In a free society, people would be free not to press charges, or not to employ violence if other parties did not accept rulings against them. Nonetheless, in the eyes of anyone with access to a reputation or contract-rating database (which would be everyone), those who violate the NAP would have all manner of sanction against them. They would find it difficult to buy a car, for instance, because they would not be trusted to pay for it. Finally, crimes against “society” would not exist (and arguably do not exist at the moment).
I am sure that, like with everything an anarchist proposes, statists will be able to find holes in the theory and “what if” their ideas to death. A few holes in the presentation of a theory does not invalidate it, especially when it is something everyone will have the chance to influence, unlike the current way of dispensing law. They are free to continue to believe they are best represented by the “justice” system as it is now. All we ask is that they respect others’ opinions enough to let them try their own way of doing things. They could be attempted on a micro level, with a few hundred or a few thousand people.

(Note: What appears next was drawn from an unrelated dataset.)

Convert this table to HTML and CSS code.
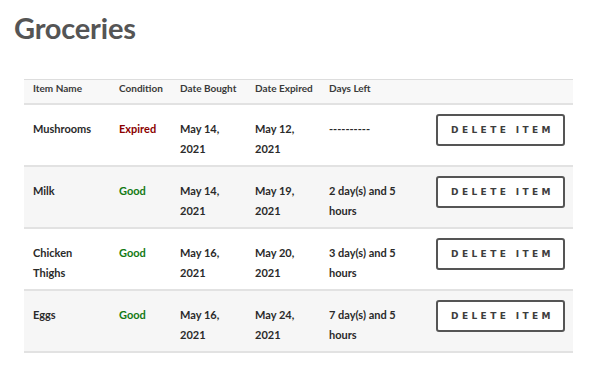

A system of polycentric law would eliminate victimless crimes, because people could choose their own laws. It would be fairer, instead of today’s system of treating rich people’s crimes as misdemeanors and minorities or the poor’s crimes as murder. It would simplify laws, meaning far less need for expensive lawyers. It would lower costs, meaning everyone could afford it; or at least, it would be easy to raise money for those who could not. And we would not have every law and verdict handed down by a self-interested elite.